Description of the task → Only lines holding the string "index" are wanted; copy each one from the material.
───── Data shown ─────
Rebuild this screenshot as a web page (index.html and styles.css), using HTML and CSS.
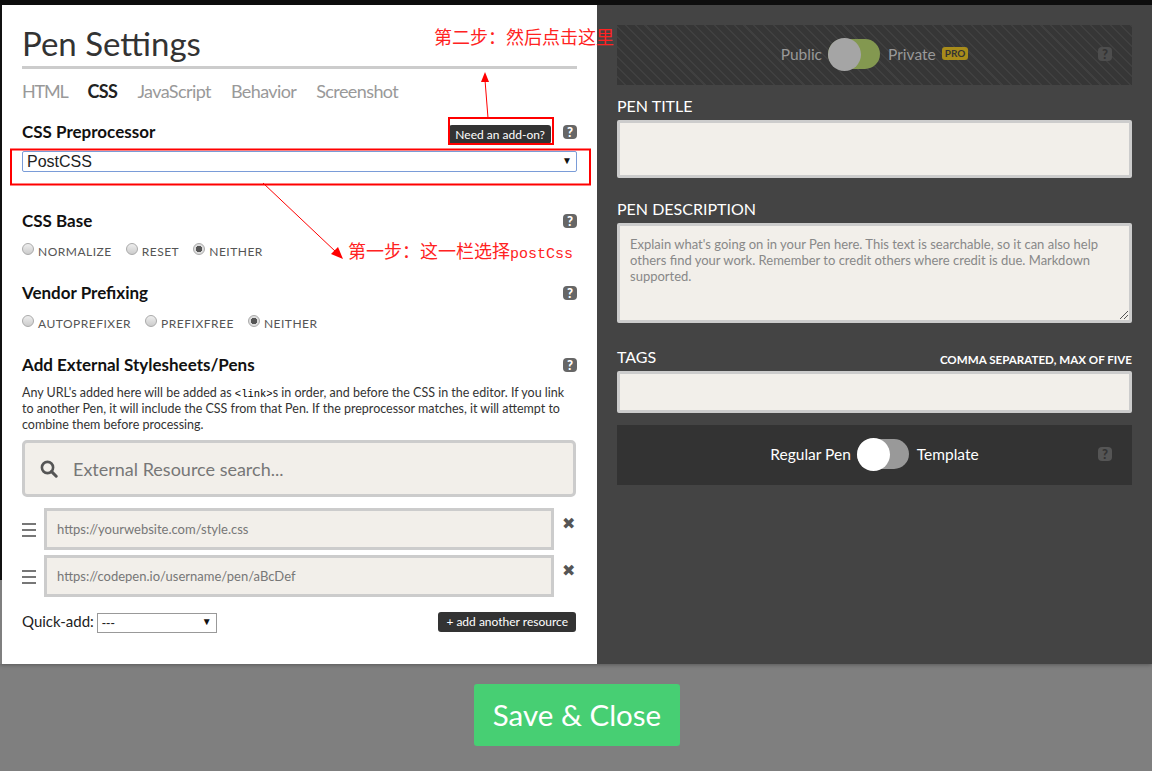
FILE: index.html
```html
<!DOCTYPE html>
<html lang="en">
<head>
    <meta charset="UTF-8">
    <title>Pen Settings</title>
    <link rel="stylesheet" href="styles.css">
</head>
<body>
    <div class="modal">
        <div class="left-panel">
            <h1 class="title">Pen Settings</h1>
            <nav class="tabs">
                <span>HTML</span>
                <span class="active">CSS</span>
                <span>JavaScript</span>
                <span>Behavior</span>
                <span>Screenshot</span>
            </nav>

            <div class="section-head head-pre">
                <h2>CSS Preprocessor</h2>
                <div class="head-right">
                    <span class="addon">Need an add-on?</span>
                    <span class="help">?</span>
                </div>
            </div>
            <div class="fake-select">PostCSS<span class="caret">▼</span></div>

            <div class="section-head head-base">
                <h2>CSS Base</h2>
                <span class="help">?</span>
            </div>
            <div class="radios">
                <span class="radio"></span><label>NORMALIZE</label>
                <span class="radio"></span><label>RESET</label>
                <span class="radio on"></span><label>NEITHER</label>
            </div>

            <div class="section-head head-vendor">
                <h2>Vendor Prefixing</h2>
                <span class="help">?</span>
            </div>
            <div class="radios">
                <span class="radio"></span><label>AUTOPREFIXER</label>
                <span class="radio"></span><label>PREFIXFREE</label>
                <span class="radio on"></span><label>NEITHER</label>
            </div>

            <div class="section-head head-ext">
                <h2>Add External Stylesheets/Pens</h2>
                <span class="help">?</span>
            </div>
            <p class="ext-text">Any URL's added here will be added as <code>&lt;link&gt;</code>s in order, and before the CSS in the editor. If you link to another Pen, it will include the CSS from that Pen. If the preprocessor matches, it will attempt to combine them before processing.</p>

            <div class="search">
                <svg class="search-icon" width="18" height="18" viewBox="0 0 18 18"><circle cx="7.5" cy="7.5" r="5.6" fill="none" stroke="#555" stroke-width="2.6"/><path d="M11.6 11.6 L16.2 16.2" stroke="#555" stroke-width="3" stroke-linecap="round"/></svg>
                <span>External Resource search...</span>
            </div>

            <div class="resource">
                <span class="drag"></span>
                <div class="res-input">https://yourwebsite.com/style.css</div>
                <span class="remove">✖</span>
            </div>
            <div class="resource">
                <span class="drag"></span>
                <div class="res-input">https://codepen.io/username/pen/aBcDef</div>
                <span class="remove">✖</span>
            </div>

            <div class="quick-row">
                <div class="quick">Quick-add: <span class="quick-select">---<span class="caret">▼</span></span></div>
                <span class="add-btn">+ add another resource</span>
            </div>
        </div>

        <div class="right-panel">
            <div class="switch-bar striped">
                <span class="faded">Public</span>
                <span class="toggle green"><span class="knob"></span></span>
                <span class="faded">Private</span>
                <span class="pro">PRO</span>
                <span class="help dim">?</span>
            </div>

            <label class="field-label">PEN TITLE</label>
            <div class="field title-field"></div>

            <label class="field-label desc-label">PEN DESCRIPTION</label>
            <div class="field desc-field">Explain what's going on in your Pen here. This text is searchable, so it can also help others find your work. Remember to credit others where credit is due. Markdown supported.
                <svg class="grip" width="10" height="10" viewBox="0 0 10 10"><path d="M1 9 L9 1 M5 9 L9 5" stroke="#555" stroke-width="1"/></svg>
            </div>

            <div class="tags-label">
                <label class="field-label">TAGS</label>
                <small>COMMA SEPARATED, MAX OF FIVE</small>
            </div>
            <div class="field tags-field"></div>

            <div class="switch-bar plain">
                <span>Regular Pen</span>
                <span class="toggle"><span class="knob"></span></span>
                <span>Template</span>
                <span class="help dim">?</span>
            </div>
        </div>
    </div>

    <div class="footer">
        <span class="save">Save &amp; Close</span>
    </div>

    <!-- Anotaciones rojas encima de la captura -->
    <svg class="notes" width="1152" height="771" viewBox="0 0 1152 771">
        <rect x="449" y="118" width="104" height="26" fill="none" stroke="#f00" stroke-width="2"/>
        <rect x="11" y="149.5" width="579" height="35" fill="none" stroke="#f00" stroke-width="2"/>
        <path d="M488 118 L485 80" stroke="#f00" fill="none"/>
        <path d="M485 72 L481 82 L489 82 Z" fill="#f00"/>
        <path d="M263 183 L336 252" stroke="#f00" fill="none"/>
        <path d="M343 259 L331 254 L338 247 Z" fill="#f00"/>
    </svg>
    <span class="note note-two">第二步：然后点击这里</span>
    <span class="note note-one">第一步：这一栏选择<span class="note-latin">postCss</span></span>
</body>
</html>
```
FILE: styles.css
```css
* {
    box-sizing: border-box;
}

body {
    margin: 0;
    height: 771px;
    overflow: hidden;
    background-color: #7f7f7f;
    font-family: "Lato", "Open Sans", sans-serif;
    position: relative;
}

.modal {
    display: flex;
    height: 664px;
    padding: 5px 0 0 2px;
    background: linear-gradient(#0d0d0d, #0d0d0d) top left / 100% 5px no-repeat, linear-gradient(#111, #111) top left / 2px 580px no-repeat;
    box-shadow: 0 1px 4px rgba(0, 0, 0, 0.3);
}

/* Panel izquierdo */
.left-panel {
    width: 595px;
    background-color: #fff;
    padding: 18px 20px 0 20px;
    color: #1a1a1a;
}

.title {
    margin: 0;
    height: 46px;
    border-bottom: 3px solid #ccc;
    font-size: 33px;
    font-weight: 400;
    line-height: 40px;
    color: #333;
}

.tabs {
    display: flex;
    gap: 20px;
    margin-top: 10px;
    font-size: 18px;
    letter-spacing: -0.6px;
    line-height: 24px;
    color: #999;
}

.tabs span:first-child {
    letter-spacing: -1.2px;
}

.tabs .active {
    color: #222;
    font-weight: 700;
}

.section-head {
    display: flex;
    justify-content: space-between;
    align-items: center;
    height: 20px;
}

.section-head h2 {
    margin: 0;
    font-size: 17px;
    font-weight: 700;
    color: #111;
}

.head-right {
    display: flex;
    align-items: center;
    gap: 12px;
}

.head-pre {
    margin-top: 18px;
}

.head-base {
    margin-top: 38px;
}

.head-vendor,
.head-ext {
    margin-top: 24px;
}

.addon {
    background-color: #333;
    color: #fff;
    font-size: 12px;
    line-height: 19px;
    height: 19px;
    padding: 0 6px;
    border-radius: 3px;
    margin-top: 6px;
}

.help {
    width: 14px;
    height: 14px;
    margin-top: 2px;
    border-radius: 4px;
    background-color: #666;
    color: #fff;
    font-size: 13px;
    font-weight: 900;
    line-height: 14px;
    text-align: center;
}

.fake-select {
    position: relative;
    margin-top: 10px;
    height: 21px;
    border: 1px solid #7a9cd8;
    border-radius: 2px;
    padding-left: 4px;
    font-family: "Liberation Sans", sans-serif;
    font-size: 16px;
    line-height: 19px;
    color: #222;
}

.caret {
    position: absolute;
    right: 4px;
    top: -1px;
    font-size: 10px;
    color: #111;
}

.radios {
    display: flex;
    align-items: center;
    margin-top: 12px;
    height: 16px;
    font-size: 12px;
    letter-spacing: 0.5px;
    color: #555;
}

.radios label {
    margin: 2px 14px 0 4px;
}

.radio {
    width: 12px;
    height: 12px;
    border-radius: 50%;
    border: 1px solid #aaa;
    background: linear-gradient(#eee, #ccc);
    margin-top: -3px;
}

.radio.on {
    background: radial-gradient(circle, #555 0 3px, #ddd 3.5px);
}

.ext-text {
    margin: 11px 0 0 0;
    font-size: 12.5px;
    line-height: 16px;
    color: #333;
}

.ext-text code {
    font-family: "Liberation Mono", monospace;
    font-size: 10.5px;
    line-height: 1;
    color: #000;
}

.search {
    display: flex;
    align-items: center;
    gap: 15px;
    margin: 7px 1px 0 0;
    height: 57px;
    padding-left: 15px;
    border: 3px solid #ccc;
    border-radius: 5px;
    background-color: #f2efea;
    font-size: 18px;
    color: #777;
}

.resource {
    display: flex;
    align-items: flex-start;
    margin-top: 7px;
    height: 40px;
}

.search + .resource {
    margin-top: 11px;
}

.drag {
    width: 14px;
    height: 14px;
    margin: 15px 8px 0 0;
    border-top: 2px solid #777;
    border-bottom: 2px solid #777;
    position: relative;
}

.drag::after {
    content: "";
    position: absolute;
    left: 0;
    right: 0;
    top: 4px;
    height: 2px;
    background-color: #777;
}

.res-input {
    width: 510px;
    height: 42px;
    border: 3px solid #ccc;
    background-color: #f2efea;
    padding-left: 10px;
    font-size: 13px;
    line-height: 36px;
    color: #777;
}

.remove {
    margin-left: 8px;
    font-size: 16px;
    line-height: 18px;
    margin-top: 6px;
    color: #555;
}

.quick-row {
    display: flex;
    justify-content: space-between;
    align-items: center;
    margin: 17px 1px 0 0;
}

.quick {
    font-size: 15px;
    color: #222;
}

.quick-select {
    display: inline-block;
    position: relative;
    width: 120px;
    height: 20px;
    margin-left: -1px;
    border: 1px solid #999;
    font-family: "Liberation Sans", sans-serif;
    font-size: 13px;
    line-height: 18px;
    padding-left: 4px;
    vertical-align: middle;
}

.add-btn {
    background-color: #333;
    color: #fff;
    font-size: 12px;
    line-height: 20px;
    height: 20px;
    margin-top: -2px;
    padding: 0 8px;
    border-radius: 3px;
}

/* Panel derecho */
.right-panel {
    flex: 1;
    background-color: #444;
    padding: 20px 20px 0 20px;
    color: #fff;
}

.switch-bar {
    position: relative;
    display: flex;
    align-items: center;
    justify-content: center;
    gap: 6px;
    height: 60px;
    padding-bottom: 3px;
    font-size: 15.5px;
}

.switch-bar .help {
    position: absolute;
    right: 20px;
    top: 22px;
    margin-top: 0;
}

.striped {
    background: repeating-linear-gradient(45deg, #363636 0 5.5px, #404040 5.5px 7px);
}

.plain {
    background-color: #333;
    margin-top: 12px;
}

.faded {
    color: #999;
}

.toggle {
    display: block;
    position: relative;
    width: 52px;
    height: 30px;
    margin-right: 2px;
    border-radius: 15px;
    background-color: #999;
}

.toggle.green {
    background-color: #839850;
}

.knob {
    position: absolute;
    left: 0;
    top: -1px;
    width: 33px;
    height: 33px;
    border-radius: 50%;
    background-color: #fff;
}

.green .knob {
    background-color: #a5a5a5;
}

.pro {
    background-color: #a88c1a;
    color: #333;
    font-size: 10px;
    font-weight: 700;
    line-height: 13px;
    padding: 0 3px;
    border-radius: 3px;
}

.help.dim {
    background-color: #555;
    color: #333;
}

.striped .help.dim {
    background-color: #4d4d4d;
}

.field-label {
    display: block;
    margin-top: 12px;
    font-size: 16px;
    line-height: 18px;
    color: #fff;
}

.field {
    margin-top: 5px;
    border: 3px solid #ccc;
    border-radius: 2px;
    background-color: #f2efea;
}

.title-field {
    height: 58px;
}

.desc-label {
    margin-top: 22px;
}

.desc-field {
    position: relative;
    height: 100px;
    padding: 10px 30px 10px 10px;
    font-size: 13px;
    line-height: 16px;
    color: #888;
}

.grip {
    position: absolute;
    right: 0;
    bottom: 0;
}

.tags-label {
    display: flex;
    justify-content: space-between;
    align-items: flex-end;
    margin-top: 25px;
}

.tags-label .field-label {
    margin-top: 0;
}

.tags-label small {
    font-size: 11.6px;
    font-weight: 700;
}

.tags-field {
    height: 42px;
}

/* Franja inferior */
.footer {
    display: flex;
    justify-content: center;
    padding: 20px 0 0 2px;
}

.save {
    width: 206px;
    background-color: #47cf73;
    color: #fff;
    font-size: 29.5px;
    line-height: 62px;
    height: 62px;
    text-align: center;
    border-radius: 3px;
}

/* Anotaciones */
.notes {
    position: absolute;
    left: 0;
    top: 0;
}

.note {
    position: absolute;
    color: #f22;
    font-family: "Noto Sans CJK SC", "Liberation Serif", serif;
    font-size: 18px;
    line-height: 20px;
    white-space: nowrap;
}

.note-latin {
    font-family: "Liberation Mono", monospace;
    font-size: 15px;
}

.note-two {
    left: 434px;
    top: 26px;
}

.note-one {
    left: 348px;
    top: 240px;
}
```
─────
Final result →
Rebuild this screenshot as a web page (index.html and styles.css), using HTML and CSS.
FILE: index.html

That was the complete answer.